Unity In Spirit, Hope And Faith

Moreover, the Apostle, writing to the Corinthians, tells them that there is but one and the same Spirit who imparts grace to the faithful, as the soul communicates life to the members of the body. Exhorting the Ephesians to preserve this unity, he says: Be careful to keep the unity of the Spirit in the bond of peace; one body and one Spirit. As the human body consists of many members, animated by one soul, which gives sight to the eves, hearing to the ears, and to the other senses the power of discharging their respective functions; so the mystical body of Christ, which is the Church, is composed of many faithful. The hope, to which we are called, is also one, as the Apostle tells us in the same place; for we all hope for the same consummation, eternal and happy life. Finally, the faith which all are bound to believe and to profess is one: Let there be no schisms amongst you, says the Apostle. And Baptism, which is the seal of our Christian faith, is also one.


How do Protestants understand Jesus’ command to be one?

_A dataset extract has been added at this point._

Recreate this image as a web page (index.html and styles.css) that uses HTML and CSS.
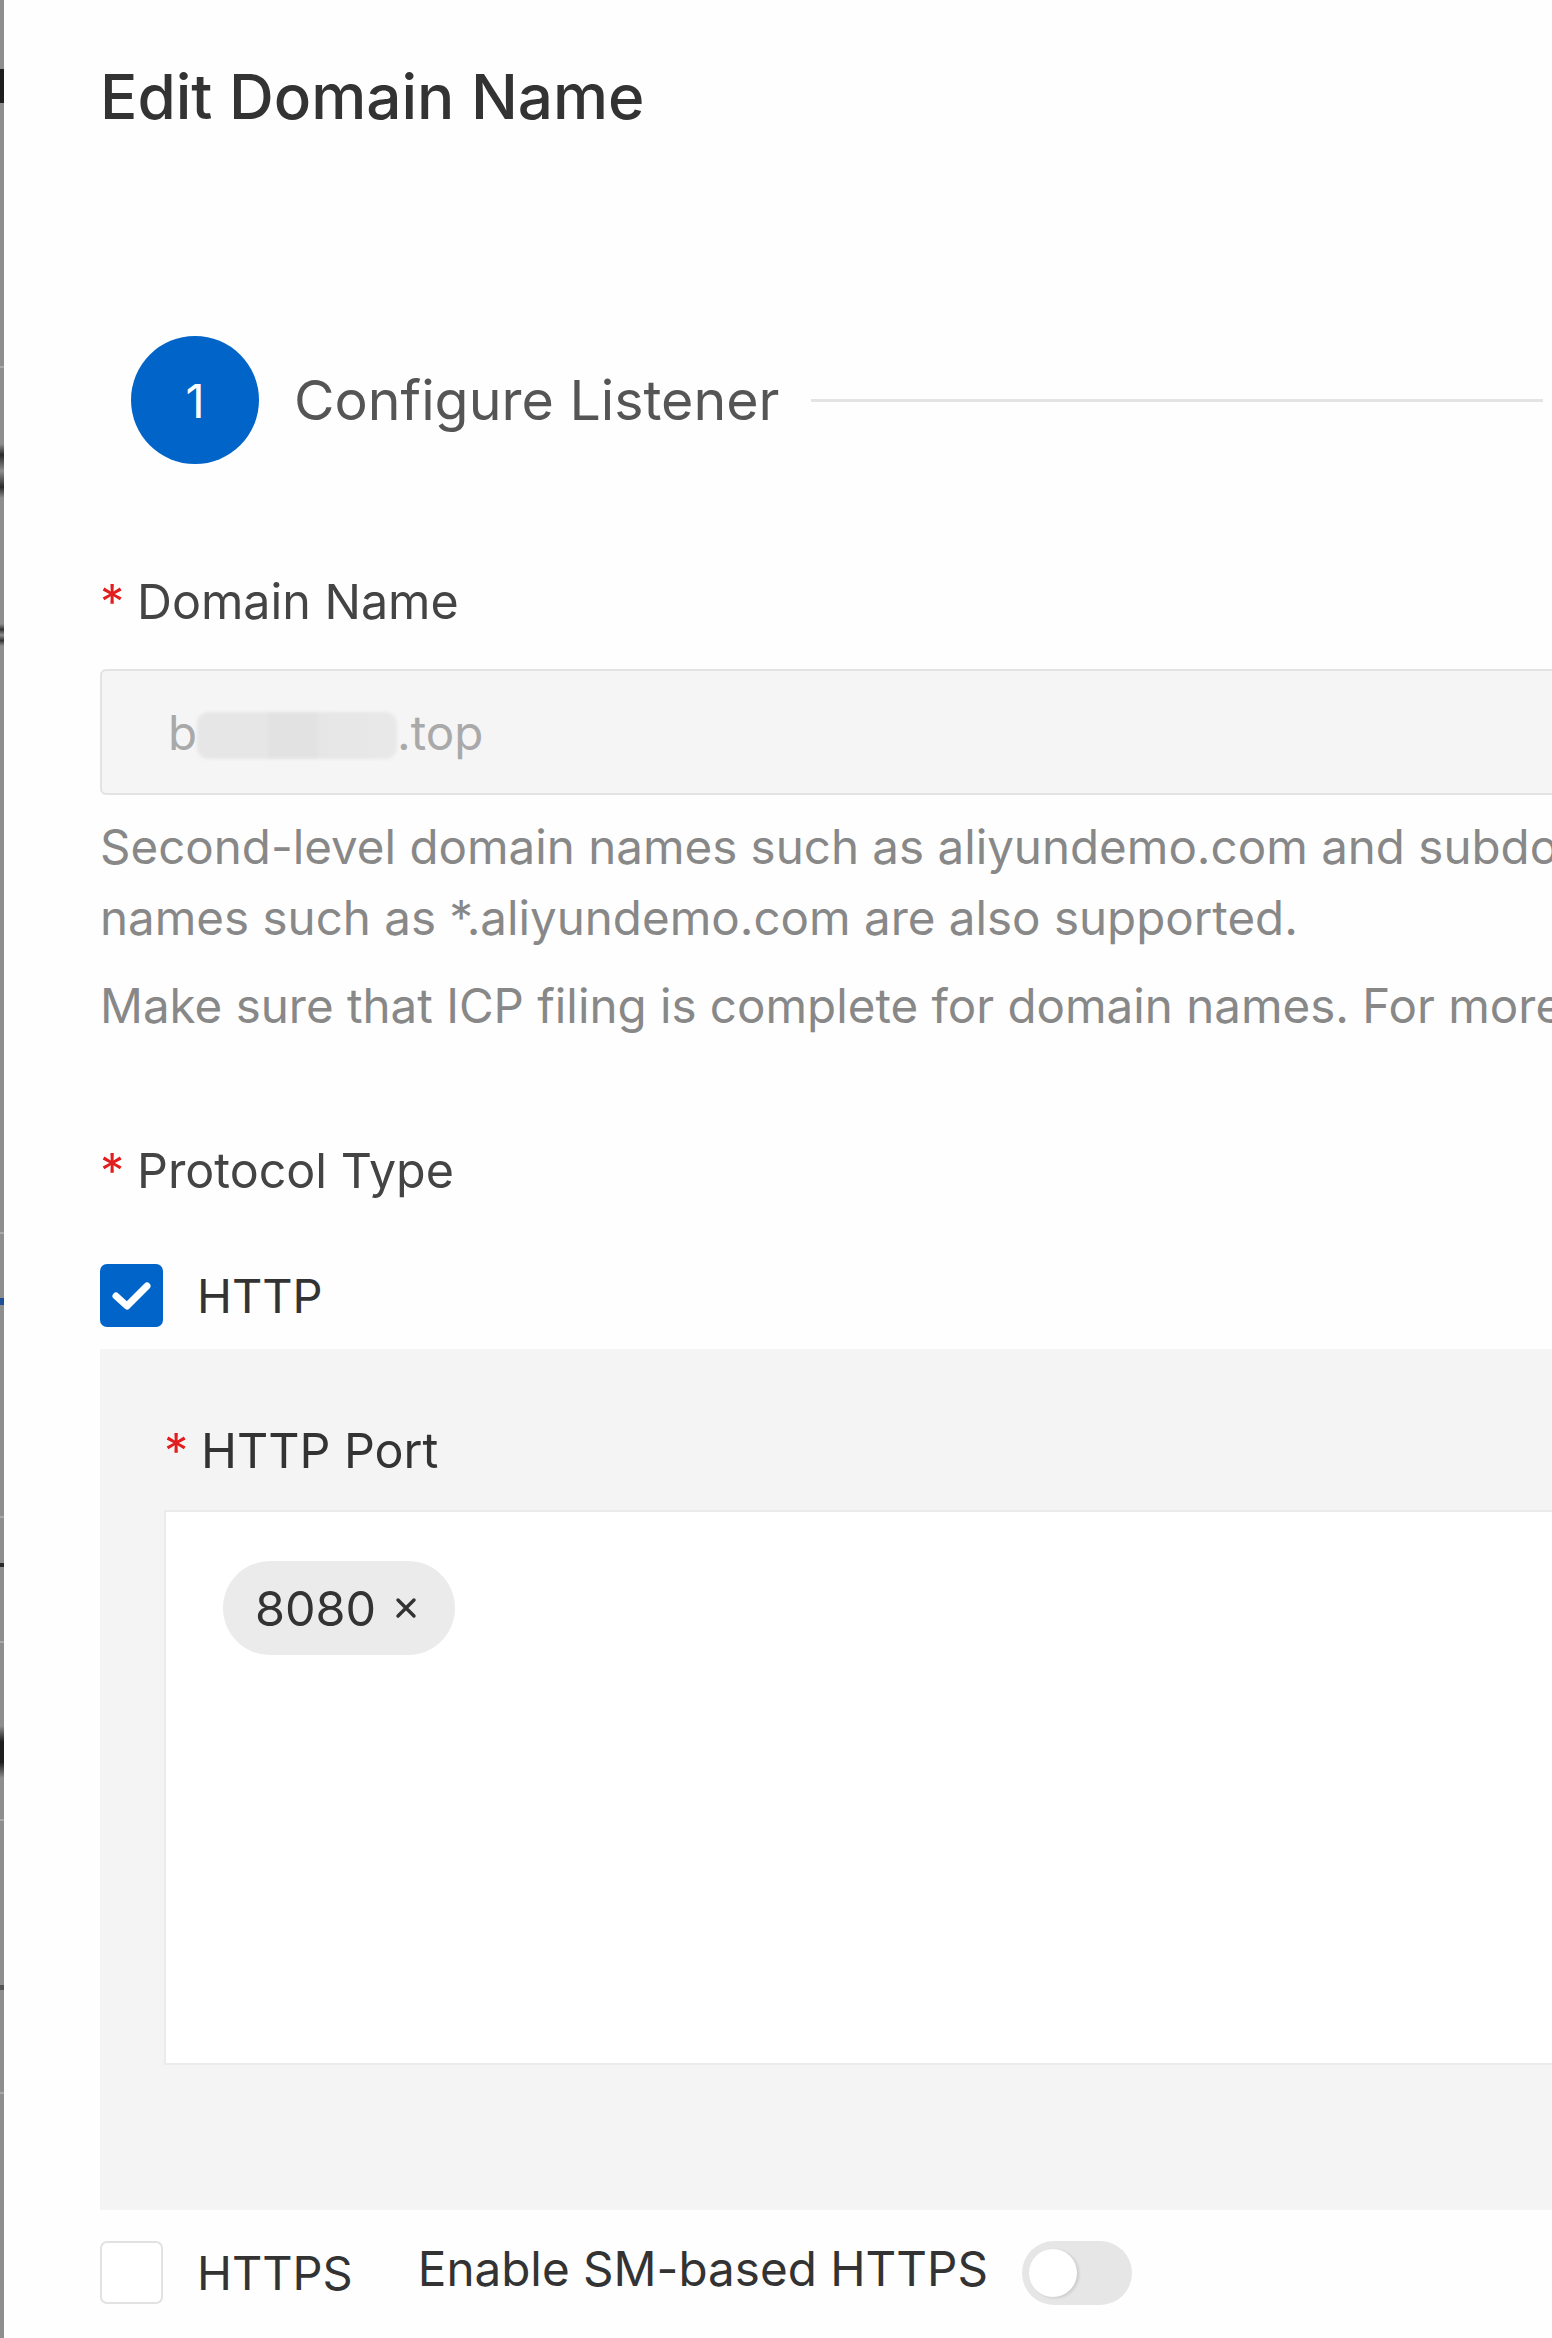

Protestants agree that unity is a mark of the true church, but they deny that this unity is institutional or the unity in government as defined by the catechism of Trent.  They believe that Jesus required a unity of faith, love, and hope.  Institutional unity may be useful and desirable, but it is not the unity that Jesus and Paul held in such high esteem.  Protestants point out that, in fact, a church may be institutionally one and yet fail to display the kind of unity that Jesus demanded.


You noted previously from Jesus’ words in John 17 that the unity of Christians must be visible.  How can this be if there is not one, visible institution?

John himself clarifies this elsewhere when he records more of what Jesus said on this topic.

A new commandment I give to you, that you love one another, even as I have loved you, that you also love one another.  “By this all men will know that you are My disciples, if you have love for one another.” (John 13:34-35)

Here Jesus teaches us how our unity is supposed to be a witness to the world.  Jesus wants His followers to love one another in such a way that this love, just like the unity in John 17, would be a visible testimony to the world.  By this, He said, people will know that you are My disciples.  He was not calling for one organization.


What does Paul mean by a unity of the Spirit?

By this phrase, Paul teaches us who is the cause of unity amongst Christians.  The unity of the Spirit means the unity produced by the Spirit.


So Paul isn’t really commenting on what true unity is he is simply telling us from where it comes. Thus, couldn’t he still be referring to an institutional unity?

If Paul understood Christian unity this way, then we must ask ourselves why so little effort was made by the first Christians to setup one organization embracing all Christians.  In the New Testament, we read next to nothing of any attempt at such organization.  Most of the congregations were completely independent of each other and made no effort towards uniting under one organization.


What do you mean by “a unity of faith, love, and hope”?

We mean;

  1. a unity of faith because we all believe the same fundamental doctrines;
  2. a unity of love because we all practice the same spirit of kindness, meekness, and forgiveness towards each other;
  3. a unity of hope because we are all waiting and expecting the same eternal life.


You stated above that a church can be institutionally one and yet not have the unity of the Spirit; how is this?

The government of the United States is institutionally one and yet we could hardly say that our government officials enjoy real unity. The division between conservatives and liberals, Democrats and Republicans, capitalists and socialists are deep-seated and often result in a good deal of bitterness and selfish maneuvering for power and influence.  The same can be said of many local churches; it might be one institution yet if the members do not relate to each other in truth and love, then they lack the kind of unity that marks true churches.